Finally, you’re one of the few back at work, keen to get busy and productive.
Then the unexpected happens; your boss starts asking you to do your absent colleagues’ tasks. At first that seems OK – you know and understand their jobs – but now you are being asked to take on new responsibilities!
Many are feeling the same way. It is not only OK to stop, reflect, and find a resourceful way to manage the overload with your boss, it’s essential. When you experience stress from overload there is a higher risk of dropping the all-important ’ball’.
It is important to ask your boss for guidance. Start by making a full list of your tasks so that together you can set REALISTIC delivery dates.

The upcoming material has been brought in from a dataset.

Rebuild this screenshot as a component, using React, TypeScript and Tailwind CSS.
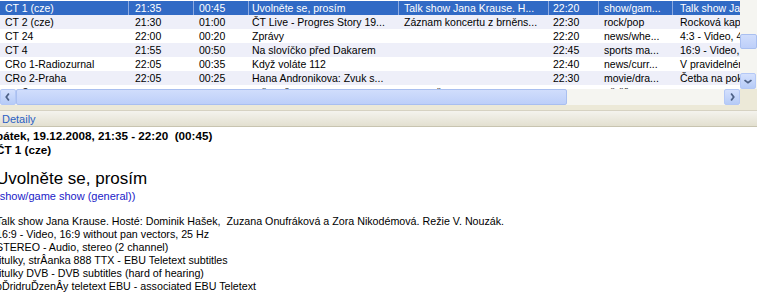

At this point, with the overload now apparent, you can re-prioritise and even find better ways to delegate. More than ever at this time you will want to communicate your willingness, but also be clear about your capacity. Remember – you are not alone.
You could find that communicating in such a forthright way might just feel a little too uncomfortable. Of course such a concern probably has something to do with our human hardwiring, namely, the desire to be agreeable. This is a natural and age-old response aimed at ensuring acceptance and being cared for by the tribe. Being ostracized in times past was seen as something of a death warrant. We had to be ‘included’ to survive. So even today we still experience the social legacy of this conditioning and so typically find it easier to behave in a way intended to gain acceptance and approval.
Just remember, now we are talking about a different kind of ‘survival’. When you fall into the habit of saying ‘yes’ all the time, you might inadvertently ‘disrespect’ those tasks you already have. Since you can’t stretch time, you will simply have to share available time among all your other tasks. And likely you’ll find it difficult to give any of them the full attention they require.
In short, by proactively and responsibly addressing the problem of work overload, you may even gain the recognition you want. So here are some useful tips to keep in mind when preparing for the conversation:
Maintain a positive tone
Focus on the theme of quality and accuracy
Provide specific examples of the overload – briefly
Offer possible solutions
Ask for assistance
Be clear on the type of help you need
Agree on realistic timelines (don’t be tempted to underestimate the time required to do each job)
Breathe deeply, be bold, be brave – go book that meeting time.